CTRQ 2024
Conference paper

Relations Between Entity Sizes and Error-Correction Coding Codewords and Data Loss

View publication


Erasure-coding redundancy schemes are employed in storage systems to cope with device and component failures. Data durability is assessed by the Mean Time to Data Loss (MTTDL) and the Expected Annual Fraction of Entity Loss (EAFEL) reliability metrics. In particular, the EAFEL metric assesses losses at an entity, say file or object, level. This metric is affected by the number of codewords that entities span. The distribution of this number is obtained analytically as a function of the size of the entities and the frequency of their occurrence. The deterministic and the random entity placement cases are investigated.
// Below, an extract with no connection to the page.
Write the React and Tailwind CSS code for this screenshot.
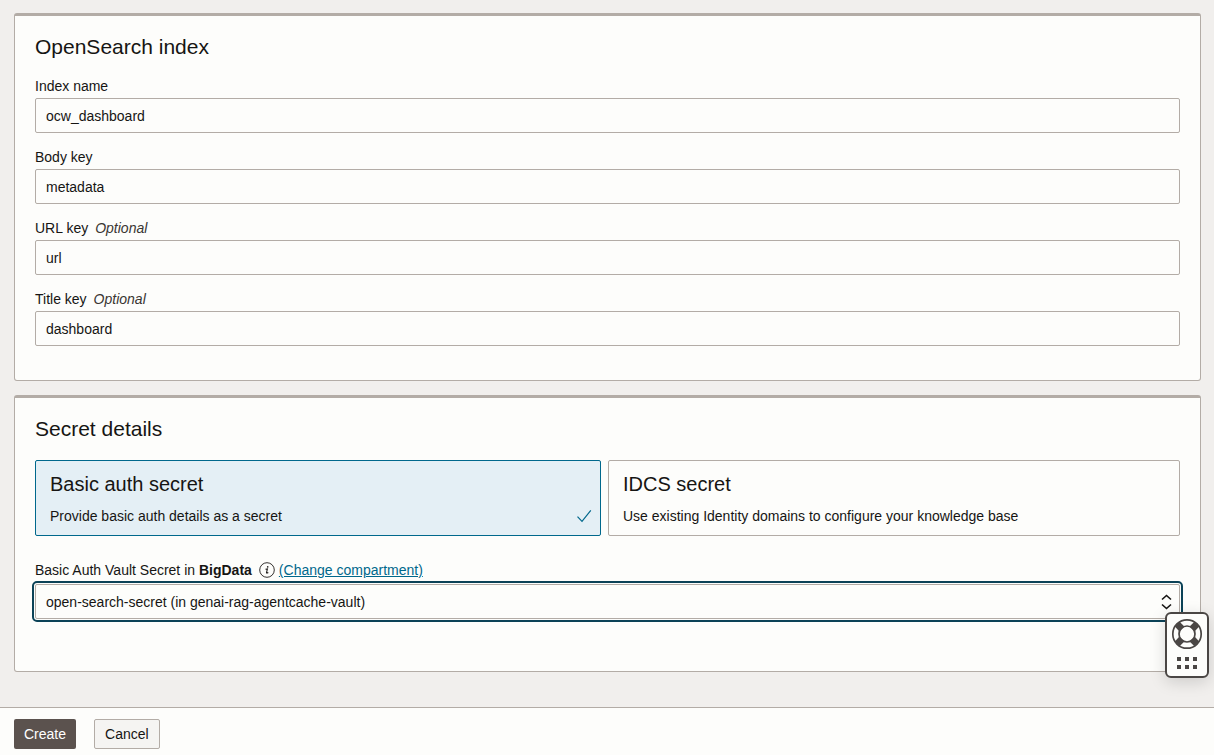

It is established that for certain deterministic placements of variable-size entities, the distribution of the number of codewords that entities span also depends on the actual entity placement. To evaluate the durability of storage systems in the case of variable-size entities, we introduce the Expected Annual Fraction of Effective Data Loss (EAFEDL) reliability metric, which assesses the fraction of stored user data that is lost by the system annually at the entity level. The EAFEL and EAFEDL metrics are assessed analytically for erasure-coding redundancy schemes and for the clustered, declustered, and symmetric data placement schemes. It is demonstrated that an increased variability of entity sizes results in improved EAFEL, but degraded EAFEDL. It is established that both reliability metrics are adversely affected by the size of the erasure-coding symbols.